The Debtor presented no evidence or argument that he suffers from any physical or mental impediment that would prevent him from obtaining gainful employment in the future. Debtor's own testimony indicates the current situation is not likely to persist. Instead, Debtor argues that regardless of his income he cannot afford payments on such a large debt. Debtor's argument pre-supposes that he will not enter into an IBR plan that would significantly reduce his monthly payments. The Debtor cannot refuse to take advantage of available options to reduce his monthly payment and then argue that he will never be able to pay because of the magnitude of the debt. The Debtor cannot meet his burden on this prong.

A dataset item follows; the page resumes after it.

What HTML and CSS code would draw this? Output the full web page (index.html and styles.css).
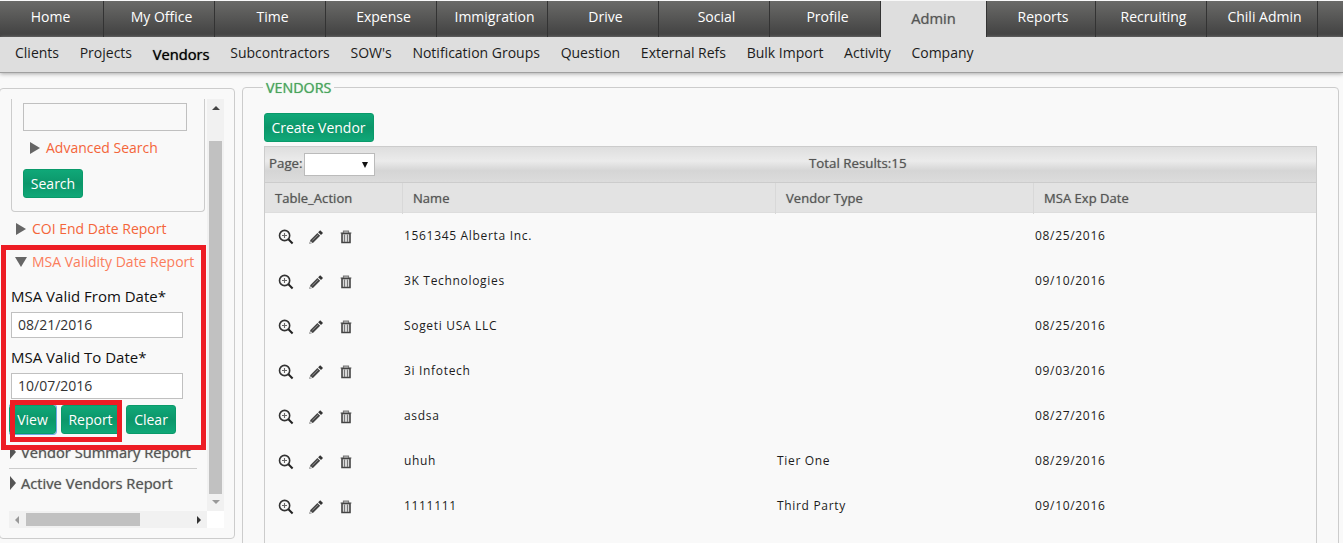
FILE: index.html
```html
<!DOCTYPE html>
<html lang="en">
<head>
<meta charset="utf-8">
<title>Vendors</title>
<link rel="stylesheet" href="styles.css">
</head>
<body>
<svg class="defs" width="0" height="0" aria-hidden="true">
  <symbol id="zoom" viewBox="0 0 16 16"><circle cx="6.6" cy="6.5" r="5.1" fill="none" stroke="#333" stroke-width="1.6"/><path d="M10.4 10.3 14.6 14.5" stroke="#222" stroke-width="2"/><path d="M4 6.5h5M6.5 4v5" stroke="#666" stroke-width="1.1"/></symbol>
  <symbol id="pencil" viewBox="0 0 16 16"><path d="M1.3 14.8 2.4 11 9.4 4 12.2 6.7 5.2 13.7Z" fill="#444"/><path d="M10.1 3.3 12.2 1.3 15 4.1 13 6.1Z" fill="#333"/><path d="M2.6 11.9 4.4 13.7 1.8 14.4Z" fill="#ddd"/><path d="M4.3 11.4 10.2 5.7" stroke="#999" stroke-width=".9"/></symbol>
  <symbol id="trash" viewBox="0 0 16 16"><path d="M5.5 3.4V2.2h5v1.2M2.5 4h11" fill="none" stroke="#777" stroke-width="1.2"/><path d="M4 4.5h8v9H4Z" fill="#ddd" stroke="#444" stroke-width="1.6"/><path d="M6.5 5.5v7.5M9.5 5.5v7.5" stroke="#777" stroke-width="1.1"/></symbol>
</svg>
<nav class="tabs">
  <a class="tab first">Home</a><a class="tab">My Office</a><a class="tab">Time</a><a class="tab">Expense</a><a class="tab">Immigration</a><a class="tab">Drive</a><a class="tab">Social</a><a class="tab">Profile</a><a class="tab active">Admin</a><a class="tab reports">Reports</a><a class="tab">Recruiting</a><a class="tab">Chili Admin</a>
</nav>
<nav class="subnav">
  <a>Clients</a><a>Projects</a><a class="current">Vendors</a><a>Subcontractors</a><a>SOW's</a><a>Notification Groups</a><a>Question</a><a>External Refs</a><a>Bulk Import</a><a>Activity</a><a>Company</a>
</nav>
<div class="page">
  <aside class="sidebar">
    <div class="scroller">
      <div class="content">
        <div class="search-box">
          <div class="search-input"></div>
          <div class="toggle advanced"><i class="tri right"></i><span>Advanced Search</span></div>
          <button class="btn search-btn">Search</button>
        </div>
        <div class="toggle coi"><i class="tri right"></i><span>COI End Date Report</span></div>
        <div class="toggle msa"><i class="tri down"></i><span>MSA Validity Date Report</span></div>
        <div class="field"><label>MSA Valid From Date*</label><div class="date">08/21/2016</div></div>
        <div class="field"><label>MSA Valid To Date*</label><div class="date">10/07/2016</div></div>
        <div class="actions"><button class="btn view">View</button><button class="btn report">Report</button><button class="btn clear">Clear</button></div>
        <div class="report-link summary"><i class="tri narrow"></i><span>Vendor Summary Report</span></div>
        <div class="report-link vendors"><i class="tri narrow"></i><span>Active Vendors Report</span></div>
      </div>
      <div class="vbar"><i class="arrow up"></i><div class="vthumb"></div><i class="arrow dn"></i></div>
      <div class="hbar"><i class="arrow lt"></i><div class="hthumb"></div><i class="arrow rt"></i></div>
      <div class="corner"></div>
    </div>
  </aside>
  <main class="main">
    <h1 class="legend"><span>VENDORS</span></h1>
    <button class="btn create">Create Vendor</button>
    <section class="grid">
      <div class="pager"><span class="page-label">Page:</span><span class="select"><i class="caret"></i></span><span class="total">Total Results:15</span></div>
      <div class="row head"><span>Table_Action</span><span>Name</span><span>Vendor Type</span><span>MSA Exp Date</span></div>
      <div class="row"><span class="icons"><svg><use href="#zoom"/></svg><svg><use href="#pencil"/></svg><svg><use href="#trash"/></svg></span><span>1561345 Alberta Inc.</span><span></span><span>08/25/2016</span></div>
      <div class="row"><span class="icons"><svg><use href="#zoom"/></svg><svg><use href="#pencil"/></svg><svg><use href="#trash"/></svg></span><span>3K Technologies</span><span></span><span>09/10/2016</span></div>
      <div class="row"><span class="icons"><svg><use href="#zoom"/></svg><svg><use href="#pencil"/></svg><svg><use href="#trash"/></svg></span><span>Sogeti USA LLC</span><span></span><span>08/25/2016</span></div>
      <div class="row"><span class="icons"><svg><use href="#zoom"/></svg><svg><use href="#pencil"/></svg><svg><use href="#trash"/></svg></span><span>3i Infotech</span><span></span><span>09/03/2016</span></div>
      <div class="row"><span class="icons"><svg><use href="#zoom"/></svg><svg><use href="#pencil"/></svg><svg><use href="#trash"/></svg></span><span>asdsa</span><span></span><span>08/27/2016</span></div>
      <div class="row"><span class="icons"><svg><use href="#zoom"/></svg><svg><use href="#pencil"/></svg><svg><use href="#trash"/></svg></span><span>uhuh</span><span>Tier One</span><span>08/29/2016</span></div>
      <div class="row"><span class="icons"><svg><use href="#zoom"/></svg><svg><use href="#pencil"/></svg><svg><use href="#trash"/></svg></span><span>1111111</span><span>Third Party</span><span>09/10/2016</span></div>
    </section>
  </main>
</div>
<div class="mark mark-form"></div>
<div class="mark mark-buttons"></div>
</body>
</html>
```
FILE: styles.css
```css
* { box-sizing: border-box; }
body { margin: 0; padding-top: 1px; height: 543px; overflow: hidden; background: #f9f9f9; font: 14px/20px "Open Sans", sans-serif; color: #1c1c1c; }
.defs { display: none; }
.tabs { display: flex; height: 36px; background: linear-gradient(#6a6a68, #404040); }
.tab { flex: none; width: 111px; padding-left: 5px; border-right: 1px solid #333; text-align: center; line-height: 32px; color: #fff; }
.tab.first { width: 104px; padding: 0 2px 0 0; }
.tab.active { width: 106px; padding: 0; background: #dedede; color: #555; font-size: 14.7px; line-height: 34px; text-shadow: 0 0 1px #888; }
.tab.reports { width: 109px; padding-left: 4px; }
.subnav { display: flex; gap: 20.7px; height: 36px; padding-left: 15px; background: #dedede; border-bottom: 1px solid #a0a0a0; box-shadow: 0 1px 4px #aaa; line-height: 32px; white-space: nowrap; }
.current { color: #000; font-size: 14.7px; text-shadow: 0 0 1px #333; line-height: 34px; }
.page { display: flex; gap: 7px; padding-top: 14px; }
.sidebar { flex: none; width: 236px; height: 451px; margin: 1px 0 0 -1px; border: 1px solid #ccc; border-radius: 4px; padding: 10px 0 0 9px; }
.scroller { display: grid; grid-template: 412px 17px / 198px 17px; }
.content { overflow: hidden; white-space: nowrap; }
.search-box { width: 194px; height: 113px; margin-left: 2px; border: 1px solid #ccc; border-top: 0; border-radius: 0 0 4px 4px; padding: 4px 11px 0; }
.search-input { width: 164px; height: 28px; border: 1px solid #c0c0c0; }
.toggle { display: flex; align-items: center; gap: 6px; height: 20px; color: #f4653a; }
.advanced { margin: 7px 0 0 7px; }
.search-btn { width: 60px; margin-top: 11px; }
.coi { margin: 7px 0 0 7px; }
.msa { margin: 13px 0 0 6px; color: #fb7d5c; }
.tri { flex: none; }
.tri.right { border-left: 10px solid #666; border-top: 6px solid transparent; border-bottom: 6px solid transparent; }
.tri.down { border-top: 10px solid #666; border-left: 6px solid transparent; border-right: 6px solid transparent; margin-right: -1px; }
.tri.narrow { border-left: 6px solid #555; border-top: 7px solid transparent; border-bottom: 7px solid transparent; }
.btn { display: block; height: 29px; padding: 0; border: 1px solid #0a9a6a; border-radius: 3px; background: linear-gradient(#10a878, #0c966a 50%, #10a878); color: #fff; font: 14px/25px "Open Sans", sans-serif; text-align: center; }
.field { height: 61px; padding: 14px 0 0 2px; }
label { display: block; height: 26px; font-size: 15px; line-height: 20px; color: #111; }
.date { width: 172px; height: 26px; border: 1px solid #c0c0c0; background: #fff; padding-left: 6px; line-height: 24px; color: #333; }
.actions { display: flex; height: 29px; margin-top: 11px; }
.view { width: 47px; box-shadow: 0 0 0 1px #70a8e8; }
.report { width: 59px; margin-left: 5px; }
.clear { width: 50px; margin-left: 6px; }
.report-link { display: flex; align-items: center; gap: 5px; width: 188px; color: #555; font-size: 14.7px; text-shadow: 0 0 1px #888; padding-left: 1px; }
.summary { height: 35px; border-bottom: 1px solid #ccc; padding-top: 2px; }
.vendors { height: 28px; }
.vbar { background: #f1f1f1; display: flex; flex-direction: column; align-items: center; padding-top: 7px; }
.vthumb { width: 13px; height: 353px; background: #c1c1c1; margin-top: 31px; }
.hbar { background: #f1f1f1; display: flex; align-items: center; padding-left: 6px; }
.hthumb { width: 114px; height: 13px; background: #c1c1c1; margin-left: 7px; }
.corner { background: #fff; }
.arrow.up { border: 4px solid transparent; border-top: 0; border-bottom: 4px solid #444; }
.arrow.dn { border: 4px solid transparent; border-bottom: 0; border-top: 4px solid #999; margin-top: 6px; }
.arrow.lt { border: 4px solid transparent; border-left: 0; border-right: 4px solid #999; }
.arrow.rt { border: 4px solid transparent; border-right: 0; border-left: 4px solid #333; margin-left: 57px; }
.main { flex: none; width: 1097px; height: 470px; border: 1px solid #ccc; border-radius: 4px; padding: 0 21px; }
.legend { margin: -9px 0 0 -1px; height: 34px; font: 14.3px/18px "Open Sans", sans-serif; color: #49a45c; text-shadow: 0 0 1px #70b880; }
.legend span { display: inline-block; background: #f9f9f9; padding: 0 3px; }
.create { width: 110px; padding-right: 1px; }
.grid { margin-top: 4px; width: 1053px; height: 420px; border: 1px solid #ccc; }
.pager { display: flex; align-items: center; height: 36px; padding-left: 4px; border-bottom: 1px solid #ccc; background: linear-gradient(#dedede, #ebebeb 40%, #d5d5d5 68%, #dcdcdc); font-size: 13.3px; color: #555; text-shadow: 0 0 1px #888; }
.page-label { width: 35px; }
.page-label, .total { padding-bottom: 4px; }
.select { display: flex; align-items: center; justify-content: flex-end; width: 71px; height: 23px; border: 1px solid #bbb; background: #fff; padding-right: 6px; }
.caret { border: 4px solid transparent; border-bottom: 0; border-top: 6px solid #111; border-left-width: 3px; border-right-width: 3px; }
.total { margin-left: 434px; }
.row { display: grid; grid-template-columns: 138px 373px 258px 1fr; height: 45px; line-height: 45px; font-size: 12px; letter-spacing: .68px; }
.row > span { padding-left: 1px; }
.row .icons { display: flex; align-items: center; gap: 14px; padding: 3px 0 0 13px; }
.icons svg { width: 16px; height: 16px; }
.row.head { height: 30px; line-height: 31px; background: #e3e3e3; border-bottom: 1px solid #ddd; font-size: 13px; letter-spacing: .04px; color: #555; text-shadow: 0 0 1px #888; }
.head > span { padding-left: 10px; border-right: 1px solid #d8d8d8; }
.head > span:last-child { border: 0; }
.mark { position: absolute; border: 5px solid #ed1c24; }
.mark-form { left: 1px; top: 245px; width: 205px; height: 205px; }
.mark-buttons { left: 10px; top: 400px; width: 112px; height: 42px; }
```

Third, the Debtor argues that his failure to obtain an IBR plan is not sufficient for this Court to find that the Debtor has not made a good-faith attempt to repay the loan. Debtor points to his faithful loan payments for a five-year period; however, the evidence also demonstrates that the Debtor could have participated in an IBR plan and reduced his payments between $177 - $598 per month based on an adjusted gross income of $40,000 or between $761 - $2681 per month with an adjusted gross income of $110,000. The Debtor has refused such a plan because he believes the forgiveness of debt at the end of the repayment plan will create a substantial tax burden. The potential tax consequences the Debtor may have in 25 years upon completion of an IBR are too speculative for the Court to consider and do not provide a justification for the Debtor to reject this repayment option. See In re Gesualdi, 505 B.R. 330, 346 (Bankr. S.D. Fla. 2013).
Finally, the Debtor argues that, as a court of equity, this Court could discharge a portion of his Student Loans to make them more manageable. Under 11 U.S.C. § 528(a)(8), the Court may only discharge student debt upon a finding of undue hardship. There is no lesser standard that would allow for a partial discharge. The Court has not found that excepting the Student Loans from discharge will impose an undue hardship on the Debtor. Without such a finding, the Court cannot grant the Debtor a discharge, partial or otherwise, of his Student Loans. See In re Cox, 338 F.3d at 1242.
The Debtor has failed to provide any grounds to justify reconsideration. Accordingly, it is
ORDERED that the Motion (Doc. No. 50) is DENIED.
ORDERED. Dated: March 30, 2021
/s/_________
Lori V. Vaughan
United States Bankruptcy Judge The Clerk is directed to serve a copy of this order on all interested parties who are non-CM/ECF users and file a proof of service within 3 days of entry of the order.